YOUR GOAL
Search the data for the word "React". Reproduce every line where it is found.
++++++++++
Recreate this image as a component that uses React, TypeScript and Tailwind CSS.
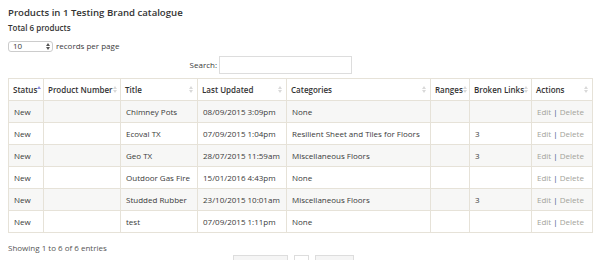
import React from "react";

interface Product {
  status: string;
  number: string;
  title: string;
  updated: string;
  category: string;
  ranges: string;
  broken: string;
}

const products: Product[] = [
  { status: "New", number: "", title: "Chimney Pots", updated: "08/09/2015 3:09pm", category: "None", ranges: "", broken: "" },
  { status: "New", number: "", title: "Ecoval TX", updated: "07/09/2015 1:04pm", category: "Resilient Sheet and Tiles for Floors", ranges: "", broken: "3" },
  { status: "New", number: "", title: "Geo TX", updated: "28/07/2015 11:59am", category: "Miscellaneous Floors", ranges: "", broken: "3" },
  { status: "New", number: "", title: "Outdoor Gas Fire", updated: "15/01/2016 4:43pm", category: "None", ranges: "", broken: "" },
  { status: "New", number: "", title: "Studded Rubber", updated: "23/10/2015 10:01am", category: "Miscellaneous Floors", ranges: "", broken: "3" },
  { status: "New", number: "", title: "test", updated: "07/09/2015 1:11pm", category: "None", ranges: "", broken: "" },
];

const columns = [
  { label: "Status", width: "w-[35px]", active: true },
  { label: "Product Number", width: "w-[77px]" },
  { label: "Title", width: "w-[77px]" },
  { label: "Last Updated", width: "w-[89px]" },
  { label: "Categories", width: "w-[144px]" },
  { label: "Ranges", width: "w-[39px]" },
  { label: "Broken Links", width: "w-[62px]" },
  { label: "Actions", width: "w-[61px]" },
];

function SortIcon({ active }: { active?: boolean }) {
  // little up/down triangles like the datatables sort glyph
  return (
    <svg width="4" height="7" viewBox="0 0 4 7" className="shrink-0">
      <path d="M2 0 L4 3 L0 3 Z" fill={active ? "#8a8ee0" : "#d9d9d9"} />
      {!active && <path d="M0 4 L4 4 L2 7 Z" fill="#d9d9d9" />}
    </svg>
  );
}

export default function App() {
  return (
    <div
      className="w-[600px] h-[260px] overflow-hidden bg-white px-2 text-[#3a3a3a] text-[8px]"
      style={{ fontFamily: '"Open Sans", "Liberation Sans", sans-serif' }}
    >
      <h2 className="pt-[6px] text-[9.6px] leading-[14px] font-semibold text-[#333]">
        Products in 1 Testing Brand catalogue
      </h2>
      <div className="mt-[2px] text-[8px] leading-[11px] font-semibold text-[#333]">Total 6 products</div>

      {/* Per Page Selector */}
      <div className="mt-[7px] flex items-center gap-[3px]">
        <div className="flex h-[11px] w-[45px] items-center justify-between rounded-[3px] border border-[#ccc] pl-[4px] pr-[2px] leading-none">
          <span>10</span>
          <svg width="4" height="7" viewBox="0 0 4 7">
            <path d="M2 0 L4 3 L0 3 Z" fill="#555" />
            <path d="M0 4 L4 4 L2 7 Z" fill="#555" />
          </svg>
        </div>
        <span>records per page</span>
      </div>

      {/* Search */}
      <div className="mt-[4px] flex items-center justify-end pr-[240px] gap-[2px]">
        <label>Search:</label>
        <div className="h-[18px] w-[133px] border border-[#ddd] bg-white" />
      </div>

      <table className="mt-[4px] w-[584px] table-fixed border-collapse">
        <colgroup>
          {columns.map((c) => (
            <col key={c.label} className={c.width} />
          ))}
        </colgroup>
        <thead>
          <tr className="h-[22px]">
            {columns.map((c) => (
              <th
                key={c.label}
                className="border border-[#e6e2d8] px-[4px] text-left font-semibold whitespace-nowrap overflow-hidden text-[#333]"
              >
                <div className="flex items-center justify-between">
                  <span>{c.label}</span>
                  <SortIcon active={c.active} />
                </div>
              </th>
            ))}
          </tr>
        </thead>
        <tbody>
          {products.map((p, i) => (
            <tr key={p.title} className={`h-[22px] ${i % 2 === 0 ? "bg-[#f7f7f6]" : "bg-white"}`}>
              <td className="border border-[#e6e2d8] px-[5px]">{p.status}</td>
              <td className="border border-[#e6e2d8] px-[5px]">{p.number}</td>
              <td className="border border-[#e6e2d8] px-[5px]">{p.title}</td>
              <td className="border border-[#e6e2d8] px-[5px] whitespace-nowrap">{p.updated}</td>
              <td className="border border-[#e6e2d8] px-[5px] whitespace-nowrap">{p.category}</td>
              <td className="border border-[#e6e2d8] px-[5px]">{p.ranges}</td>
              <td className="border border-[#e6e2d8] px-[5px]">{p.broken}</td>
              <td className="border border-[#e6e2d8] px-[5px] whitespace-nowrap text-[#a3a39a]">
                Edit <span className="text-[#2a5a8a]">|</span> Delete
              </td>
            </tr>
          ))}
        </tbody>
      </table>

      <div className="mt-[9px] text-[8px] text-[#555]">Showing 1 to 6 of 6 entries</div>

      {/* Pagination */}
      <div className="mt-[1px] flex justify-center gap-[6px] pr-[14px]">
        <span className="h-[14px] w-[55px] border border-[#ddd] bg-[#f5f5f5] text-center text-[6px] leading-[12px] text-[#ccc]">
          ← PREVIOUS
        </span>
        <span className="h-[14px] w-[15px] border border-[#ddd] bg-white text-center text-[6px] leading-[12px] text-[#428bca]">
          1
        </span>
        <span className="h-[14px] w-[39px] border border-[#ddd] bg-[#f5f5f5] text-center text-[6px] leading-[12px] text-[#ccc]">
          NEXT →
        </span>
      </div>
    </div>
  );
}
++++++++++
EXERCISE SOLUTION
Recreate this image as a component that uses React, TypeScript and Tailwind CSS.
import React from "react";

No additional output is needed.